The story also notes that around 1910 that these gardens and “vegetable men” started to disappear from life, a combination of urban expansion and racism which made the land more valuable and more likely to lead to displacement.  Perhaps something we can learn from again with massive growth and gentrification that is occuring in Portland and many other cities.  As Tracy Prince is quoted:

““It was real estate that was once undesirable and became desirable that disbanded the vegetable garden community,” says Tracy J. Prince, professor emeritus at Portland State University. “The same pressures are gentrifying Northeast Portland, having the black community move out.”

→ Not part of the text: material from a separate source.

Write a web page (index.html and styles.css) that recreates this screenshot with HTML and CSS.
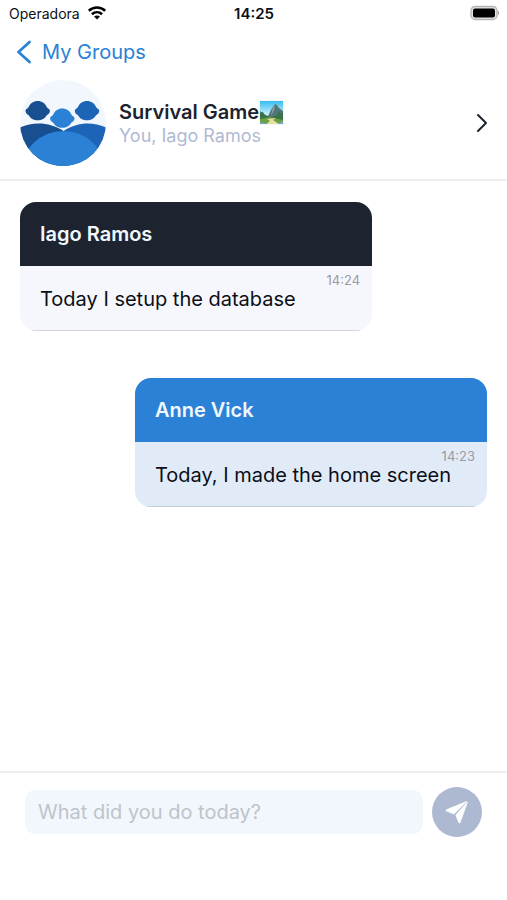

The draw for Chinese immigrants to the area may have been the location adjacent to the creek, which Reang mentions “the lure of that wild land and an interest in cultivating crops that many had brought from their homes in the agrarian Pearl River Delta of China, an area known for terraced farming,”

The land was considered less desirable by settlers, but for immigrants aligned with floodplain food production, using the rich soils to maximize yields.  The first removal of the natural channel of Tanner Creek was also the reason for the gardens to exist:

“When a wooden bridge over the creek that connected the burgeoning neighborhoods from 14th Street to 17th Avenue North collapsed during a flood in 1873, the city used the calamity as an opportunity not only to repair the bridge, but also to tame Tanner Creek. That summer, the City of Portland contracted Chinese workers to build a 115-foot cylindrical culvert to pipe the creek sixty feet below Burnside Street, a solution that both controlled and ultimately prevented flooding in the area.”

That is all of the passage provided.